Vargas' dictatorship and the presidencies of his democratic successors marked different stages of the broader era of Brazilian populism (1930-64), an era of economic nationalism, state-guided modernization, and import substitution trade policies. Vargas' polices were intended to transform Brazil into a capitalistic First World nation by linking industrialization to nationalism, a formula based on a strategy of reconciling the conflicting interests of the middle class, foreign capital, the working class, and the fazendeiros. The landed gentries—the formidable forces of the old order, of course, were won over by the lack of structural changes (agrarian reforms) under Vargas.

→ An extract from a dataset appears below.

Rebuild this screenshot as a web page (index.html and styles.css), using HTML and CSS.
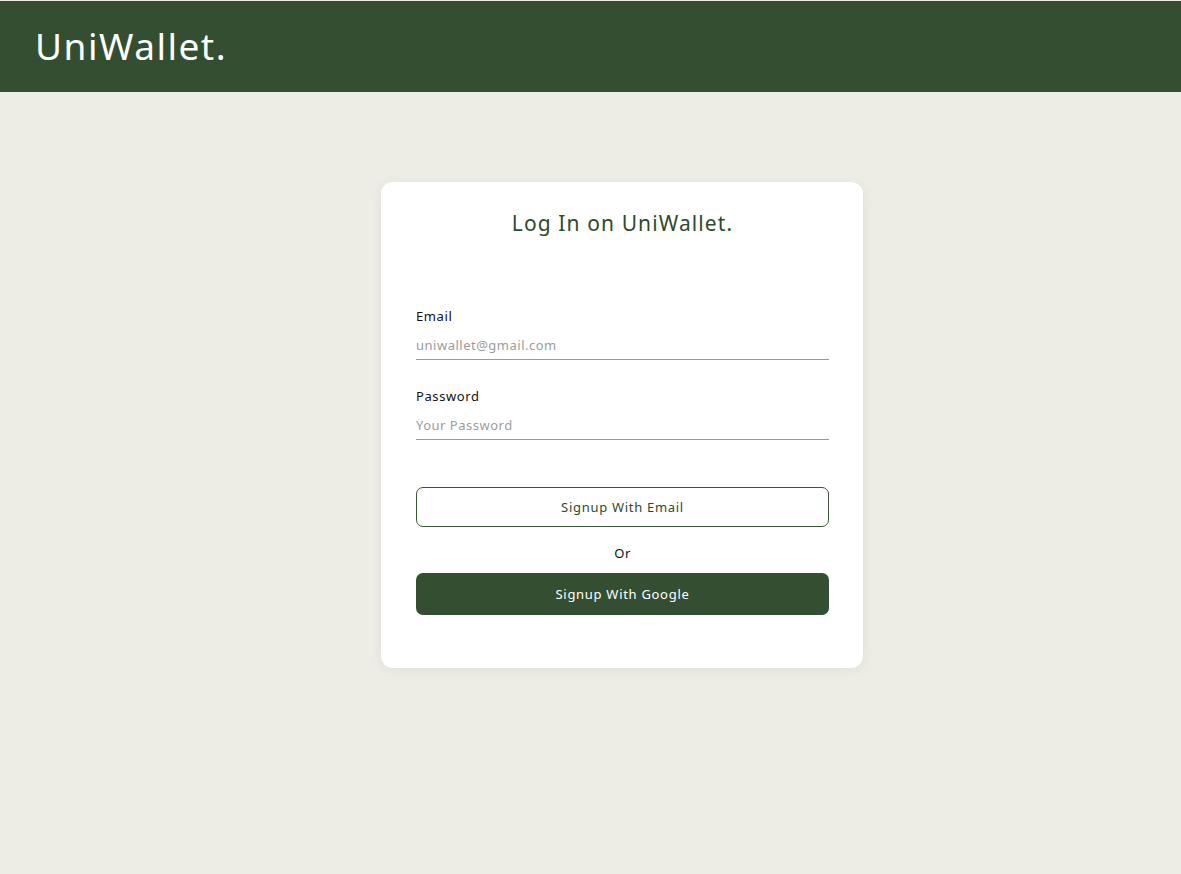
FILE: index.html
```html
<!DOCTYPE html>
<html lang="en">
<head>
<meta charset="utf-8">
<title>UniWallet</title>
<link rel="stylesheet" href="styles.css">
</head>
<body>
<header class="topbar">
  <div class="brand">UniWallet.</div>
</header>
<main class="main">
  <section class="card">
    <h1 class="card-title">Log In on UniWallet.</h1>
    <form class="form">
      <label class="field">
        <span class="field-label">Email</span>
        <input class="field-input" type="email" placeholder="uniwallet@gmail.com">
      </label>
      <label class="field">
        <span class="field-label">Password</span>
        <input class="field-input" type="password" placeholder="Your Password">
      </label>
      <div class="actions">
        <button type="button" class="btn btn-outline">Signup With Email</button>
        <div class="or">Or</div>
        <button type="button" class="btn btn-solid">Signup With Google</button>
      </div>
    </form>
  </section>
</main>
</body>
</html>
```

FILE: styles.css
```css
* { box-sizing: border-box; }
html, body { margin: 0; padding: 0; }
body {
  background: #edede5;
  font-family: "Noto Sans", "Open Sans", sans-serif;
  min-height: 874px;
}
.topbar {
  margin-top: 1px;
  height: 91px;
  background: #344e31;
  display: flex;
  align-items: center;
  padding-left: 35px;
}
.brand {
  color: #ffffff;
  font-size: 37px;
  font-weight: 400;
  letter-spacing: 1.5px;
  line-height: 1;
  margin-top: -2px;
}
.main {
  display: flex;
  justify-content: center;
  padding-top: 90px;
  padding-left: 63px;
}
.card {
  width: 482px;
  height: 486px;
  background: #ffffff;
  border-radius: 12px;
  box-shadow: 0 2px 12px rgba(0, 0, 0, 0.06);
  padding: 26px 34px 0 35px;
}
.card-title {
  margin: 0;
  text-align: center;
  font-size: 21px;
  font-weight: 400;
  color: #2f4a2b;
  line-height: 30px;
  letter-spacing: 1.1px;
}
.form {
  margin-top: 70px;
  display: flex;
  flex-direction: column;
}
.field {
  display: flex;
  flex-direction: column;
  margin-bottom: 28px;
}
.field-label {
  font-size: 13px;
  color: #111;
  line-height: 16px;
  letter-spacing: 0.6px;
}
.field-input {
  margin-top: 13px;
  border: 0;
  border-bottom: 1px solid #9a9a9a;
  outline: none;
  padding: 0 0 6px 0;
  font-family: inherit;
  font-size: 13px;
  line-height: 16px;
  color: #333;
  background: transparent;
  letter-spacing: 0.5px;
}
.field-input::placeholder { color: #9c9c9c; }
.actions {
  margin-top: 19px;
  display: flex;
  flex-direction: column;
  align-items: stretch;
}
.btn {
  font-family: inherit;
  font-size: 13px;
  border-radius: 7px;
  cursor: pointer;
  letter-spacing: 0.7px;
}
.btn-outline {
  height: 40px;
  background: #fff;
  border: 1px solid #3a5635;
  color: #2f4a2b;
}
.or {
  text-align: center;
  font-size: 13px;
  color: #111;
  margin: 18px 0 12px;
  line-height: 16px;
  letter-spacing: 0.6px;
}
.btn-solid {
  height: 42px;
  background: #344e31;
  border: 0;
  color: #ffffff;
}
```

Essentially, this was the epic of the rise and fall of Brazilian populism from 1930 to 1964: Brazil witnessed over the course of this time period the change from export-orientation of the Old Republic (1889-1930) to the import substitution of the populist era (1930-64) and then to the dominance of the multinationals of the neoliberal era (1964-present). Each of these structural changes would force a realignment of class forces and open up a period of political crisis. The 1964 coup would also end a cycle in Brazilian history beginning with Vargas' 1930 Revolution, a now bygone era marked by the marriage of middle class aspirations, nationalism, and state-guided modernization in Latin America. A period of rightwing military dictatorship would mark the transition between this era and the current period of redemocratization.